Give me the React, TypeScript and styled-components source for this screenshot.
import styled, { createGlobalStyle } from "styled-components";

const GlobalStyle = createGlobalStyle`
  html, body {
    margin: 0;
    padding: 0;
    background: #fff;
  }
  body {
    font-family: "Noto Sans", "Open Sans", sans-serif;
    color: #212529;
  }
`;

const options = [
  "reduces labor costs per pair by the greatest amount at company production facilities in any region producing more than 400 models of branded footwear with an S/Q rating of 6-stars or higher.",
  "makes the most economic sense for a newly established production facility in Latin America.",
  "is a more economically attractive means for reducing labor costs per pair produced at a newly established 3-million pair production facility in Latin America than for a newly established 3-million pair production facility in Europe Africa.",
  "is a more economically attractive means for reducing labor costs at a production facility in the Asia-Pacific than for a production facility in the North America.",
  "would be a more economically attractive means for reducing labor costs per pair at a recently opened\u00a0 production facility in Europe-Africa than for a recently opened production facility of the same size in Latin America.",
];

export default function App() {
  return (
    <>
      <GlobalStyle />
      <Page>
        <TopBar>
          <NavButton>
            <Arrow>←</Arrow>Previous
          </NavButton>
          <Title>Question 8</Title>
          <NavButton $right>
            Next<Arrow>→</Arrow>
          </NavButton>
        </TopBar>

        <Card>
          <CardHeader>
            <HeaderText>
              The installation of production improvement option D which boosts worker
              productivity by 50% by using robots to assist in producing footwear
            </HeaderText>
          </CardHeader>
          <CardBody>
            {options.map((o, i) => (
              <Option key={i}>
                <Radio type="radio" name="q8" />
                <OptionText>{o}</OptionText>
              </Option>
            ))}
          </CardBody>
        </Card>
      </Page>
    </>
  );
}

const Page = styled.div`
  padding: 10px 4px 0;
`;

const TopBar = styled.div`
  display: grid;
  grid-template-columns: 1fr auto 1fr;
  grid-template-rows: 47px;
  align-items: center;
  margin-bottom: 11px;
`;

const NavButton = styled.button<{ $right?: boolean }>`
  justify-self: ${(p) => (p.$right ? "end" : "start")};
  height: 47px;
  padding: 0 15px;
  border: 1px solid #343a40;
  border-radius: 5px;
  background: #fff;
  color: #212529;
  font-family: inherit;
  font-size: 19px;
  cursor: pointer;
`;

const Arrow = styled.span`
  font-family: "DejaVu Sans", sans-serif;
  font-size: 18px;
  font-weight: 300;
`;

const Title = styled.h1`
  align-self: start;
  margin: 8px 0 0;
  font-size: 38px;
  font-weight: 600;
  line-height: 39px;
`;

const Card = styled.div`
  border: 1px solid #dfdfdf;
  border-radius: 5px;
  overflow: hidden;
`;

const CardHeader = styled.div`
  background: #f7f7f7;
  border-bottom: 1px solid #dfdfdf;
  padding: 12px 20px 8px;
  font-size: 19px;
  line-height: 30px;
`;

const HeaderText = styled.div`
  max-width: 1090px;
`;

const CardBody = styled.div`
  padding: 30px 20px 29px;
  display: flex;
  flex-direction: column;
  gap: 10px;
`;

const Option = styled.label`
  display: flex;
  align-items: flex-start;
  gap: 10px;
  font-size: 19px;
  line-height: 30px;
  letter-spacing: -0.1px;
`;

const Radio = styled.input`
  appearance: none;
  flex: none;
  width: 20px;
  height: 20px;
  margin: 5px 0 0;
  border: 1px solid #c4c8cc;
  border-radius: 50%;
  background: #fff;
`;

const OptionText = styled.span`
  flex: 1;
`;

---

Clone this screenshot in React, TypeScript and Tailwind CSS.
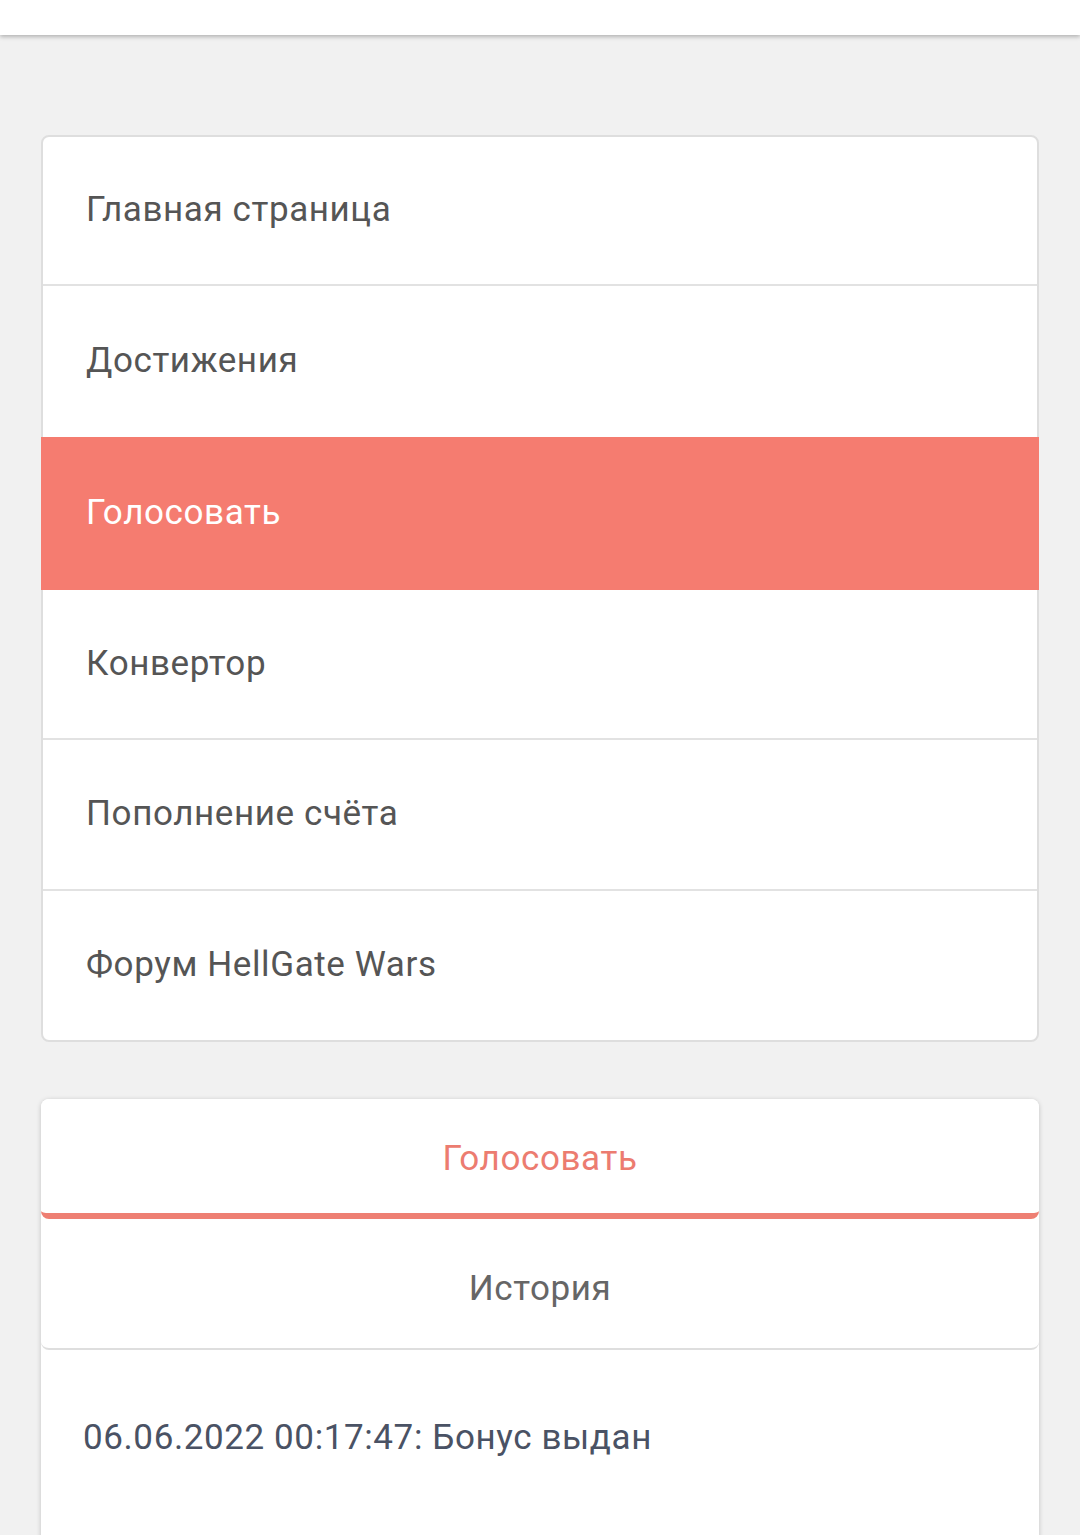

**Objective**: Reproduce every line of the listing above in which the string "components" appears.

**Written response**:
Give me the React, TypeScript and styled-components source for this screenshot.
import styled, { createGlobalStyle } from "styled-components";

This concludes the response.